Unfortunately, due to the schedule of the tour, we only had time to briefly take in views of three of the lakes. Like we mentioned, organized tours are not our favorites, but given how far we were from El Chiflon and Lagos de Montebello, public transportation would have been a big hassle. Nonetheless, though we felt a little rushed, we would undoubtedly do it again.
What seemed to be a growing trend in the state of Chiapas, San Cristobal was a city of contrast. The city offered everything we could ask for in a big city, while having the welcomeness of a familiar town. Homeless children walked down the street next to foreigners on vacation. At home we’ve all seen homeless adults but homeless children begging for a few pesos to buy a bag of chips is not a familiar sight. In fact, it's something we could have gone the rest of our lives without seeing. But that’s the point of experiencing this beautiful, ugly world. You can’t enjoy the best aspects without acknowledging that there is still so much that needs to be done to make it better. Why should we be able to drink a beer in a hammock each night, while there are children who aren’t sure where they’re going to sleep?

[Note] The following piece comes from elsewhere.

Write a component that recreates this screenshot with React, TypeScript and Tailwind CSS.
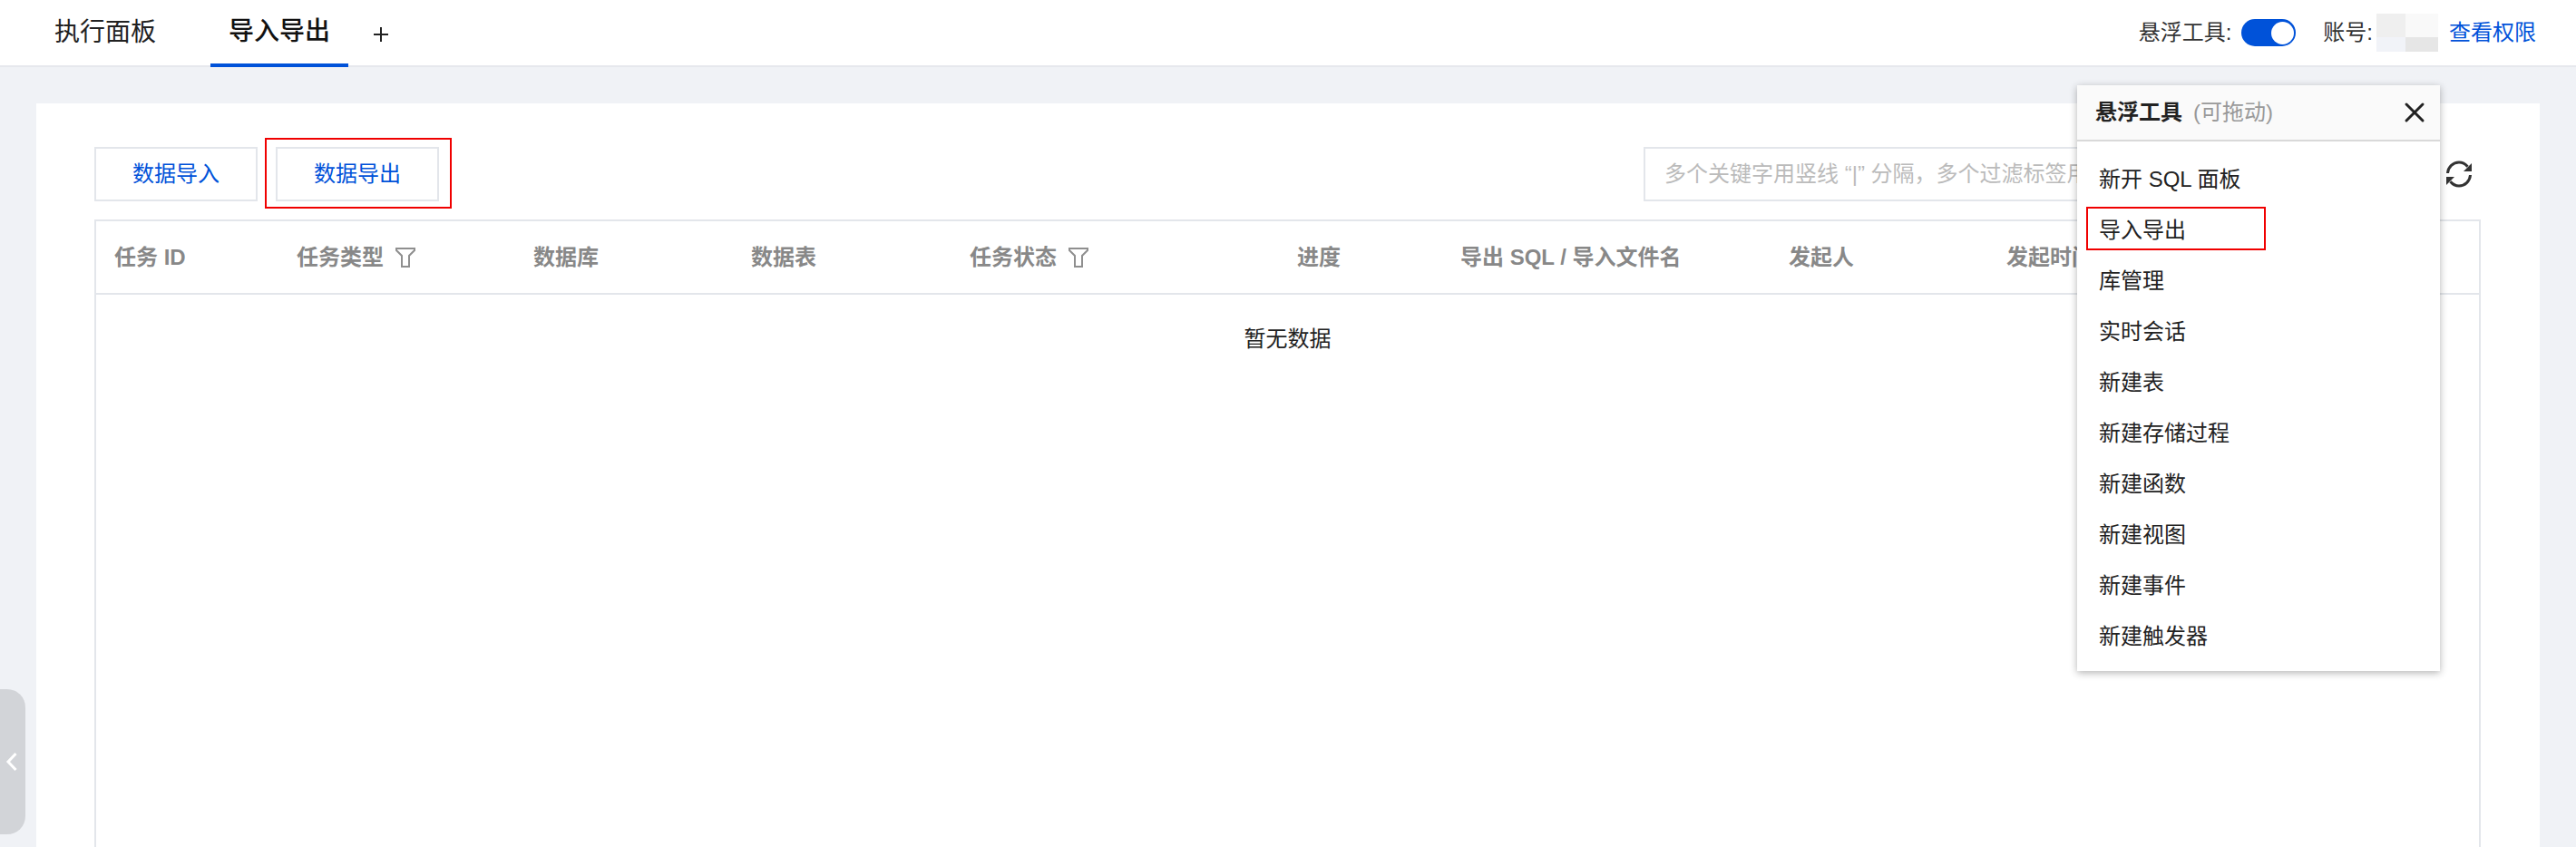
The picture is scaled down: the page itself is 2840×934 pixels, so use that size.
import { X } from 'lucide-react';

const FONT = "font-['Liberation_Sans','Noto_Sans_CJK_SC',sans-serif]";

// 表头：extra 是该列的额外样式
const columns: { label: string; filter?: boolean; extra?: string }[] = [
  { label: '任务 ID' },
  { label: '任务类型', filter: true },
  { label: '数据库' },
  { label: '数据表' },
  { label: '任务状态', filter: true },
  { label: '进度', extra: 'justify-end' },
  { label: '导出 SQL / 导入文件名', extra: 'pl-[112px]' },
  { label: '发起人' },
  { label: '发起时间' },
];

const toolItems = ['新开 SQL 面板', '导入导出', '库管理', '实时会话', '新建表', '新建存储过程', '新建函数', '新建视图', '新建事件', '新建触发器'];

function FilterIcon() {
  return (
    <svg width="24" height="24" viewBox="0 0 24 24" fill="none" stroke="#8f8f8f" strokeWidth="2" className="ml-3 shrink-0">
      <path d="M2 2h20v2l-6 6v12H8V10L2 4z" />
    </svg>
  );
}

function RefreshIcon() {
  return (
    <svg width="30" height="30" viewBox="0 0 30 30" fill="none" stroke="#333333" strokeWidth="3">
      <path d="M2.500 14C3 7 8.500 2 15 2c3.700 0 7 1.700 9.500 4.700" />
      <path d="M27.500 16C27 23 21.500 28 15 28c-3.700 0-7-1.700-9.500-4.700" />
      <path d="M29 3v9h-9z" fill="#333333" stroke="none" />
      <path d="M1 27v-9h9z" fill="#333333" stroke="none" />
    </svg>
  );
}

function FloatingTools() {
  return (
    <div className="absolute left-[2290px] top-[94px] w-[400px] h-[646px] bg-white shadow-[0_2px_8px_rgba(0,0,0,0.3)]">
      <div className="h-[62px] bg-[#fafafa] border-b-2 border-[#d9d9d9] flex items-center pl-[20px] pr-[10px]">
        <span className="text-[24px] font-bold text-[#222]">悬浮工具</span>
        <span className="text-[24px] text-[#999] ml-3">(可拖动)</span>
        <X size={36} strokeWidth={2} className="ml-auto text-[#222]" />
      </div>
      <ul className="pt-[13px]">
        {toolItems.map((item) => (
          <li key={item} className="relative h-[56px] flex items-center pl-[24px] pt-[2px] text-[24px] text-[#222]">
            {item}
            {item === '导入导出' && (
              <span className="absolute left-[10px] top-[3px] w-[198px] h-[48px] border-2 border-[#f00000]" />
            )}
          </li>
        ))}
      </ul>
    </div>
  );
}

export default function App() {
  return (
    <div className={`${FONT} relative h-screen overflow-hidden bg-[#f0f2f6] flex flex-col`}>
      {/* 顶部标签栏 */}
      <header className="h-[74px] shrink-0 bg-white border-b-2 border-[#e6e8ed] flex items-stretch pl-[60px] pr-[44px]">
        <div className="w-[172px] flex items-center text-[28px] text-[#222]">执行面板</div>
        <div className="w-[152px] h-[74px] border-b-4 border-[#0052d9] flex items-center justify-center text-[28px] font-medium text-[#111]">
          导入导出
        </div>
        <div className="ml-[28px] flex items-center pt-[3px]">
          <svg width="16" height="16" viewBox="0 0 16 16" fill="none" stroke="#222222" strokeWidth="2">
            <path d="M8 0v16M0 8h16" />
          </svg>
        </div>

        <div className="ml-auto flex items-center text-[24px] text-[#333]">
          <span>悬浮工具:</span>
          <div className="ml-[11px] w-[60px] h-[30px] rounded-full bg-[#0052d9] flex items-center justify-end pr-[2px]">
            <div className="w-[25px] h-[25px] rounded-full bg-white" />
          </div>
          <span className="ml-[30px]">账号:</span>
          <div className="ml-[4px] w-[68px] h-[42px] grid grid-cols-[32px_36px] grid-rows-[26px_16px]">
            <div className="bg-[#efefef]" />
            <div className="bg-[#f9f9f9]" />
            <div className="bg-[#f1f3f8]" />
            <div className="bg-[#e6e6e6]" />
          </div>
          <a className="ml-[12px] text-[#0052d9]">查看权限</a>
        </div>
      </header>

      {/* 主体卡片 */}
      <main className="flex-1 min-h-0 pt-[40px] px-[40px]">
        <div className="bg-white h-full pt-[48px] pl-[64px] pr-[65px] flex flex-col">
          <div className="h-[60px] flex items-stretch shrink-0">
            <button type="button" className="w-[180px] border-2 border-[#e3e6eb] text-[24px] text-[#0052d9]">数据导入</button>
            <div className="relative ml-[20px] w-[180px]">
              <button type="button" className="w-full h-full border-2 border-[#e3e6eb] text-[24px] text-[#0052d9]">数据导出</button>
              <span className="absolute -left-[12px] -right-[14px] -top-[10px] -bottom-[8px] border-2 border-[#f00000]" />
            </div>
            <div className="ml-auto w-[868px] mr-[55px] border-2 border-[#e3e6eb] flex items-center pl-[21px] text-[24px] text-[#bbbbbb] whitespace-nowrap overflow-hidden">
              多个关键字用竖线 “|” 分隔，多个过滤标签用回车键分隔
            </div>
          </div>
          <div className="absolute left-[2696px] top-[177px]">
            <RefreshIcon />
          </div>

          {/* 任务表格 */}
          <div className="mt-[20px] flex-1 border-x-2 border-t-2 border-[#e3e6eb]">
            <div className="h-[81px] border-b-2 border-[#e3e6eb] grid grid-cols-[201px_261px_240px_241px_240px_209px_454px_240px_1fr] items-center text-[24px] font-bold text-[#888888]">
              {columns.map((col) => (
                <div key={col.label} className={`flex items-center px-[20px] whitespace-nowrap overflow-hidden ${col.extra ?? ''}`}>
                  {col.label}
                  {col.filter && <FilterIcon />}
                </div>
              ))}
            </div>
            <div className="h-[98px] flex items-center justify-center text-[24px] text-[#222]">暂无数据</div>
          </div>
        </div>
      </main>

      <FloatingTools />

      {/* 左侧收起把手 */}
      <div className="absolute left-0 top-[760px] w-[28px] h-[160px] bg-[#d2d4d8] rounded-r-[20px] flex items-center justify-end pr-[8px]">
        <svg width="14" height="22" viewBox="0 0 14 22" fill="none" stroke="#ffffff" strokeWidth="3">
          <path d="M11.500 2 3 11l8.500 9" />
        </svg>
      </div>
    </div>
  );
}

Despite the humbling reflections, San Cristobal was one of our favorite cities. Not just on this trip, one of our favorite cities we’ve ever been to. If you have a weeks vacation, some airline miles, and about $400, you should be going there. We loved the atmosphere of the city, which is small enough to serve as a nice getaway, but still have plenty of places to eat and drink. You are able to experience authentic indigenous culture and see a plethora of breathtaking natural sights.
(Pictures shown above are of a popular street snack called Marquesitas, which are crispy, thin, rolled crepes filled with any topping of your choice. We always opted for Nutella, and it was our favorite way to end a night. One marquesita is roughly $1.00!)
We still had more to see in the state of Chiapas, but rather than take another long tour, we decided to move to the city of Palenque, which was more centrally located to the sights left on our list.
Did we mention we loved San Cristobal?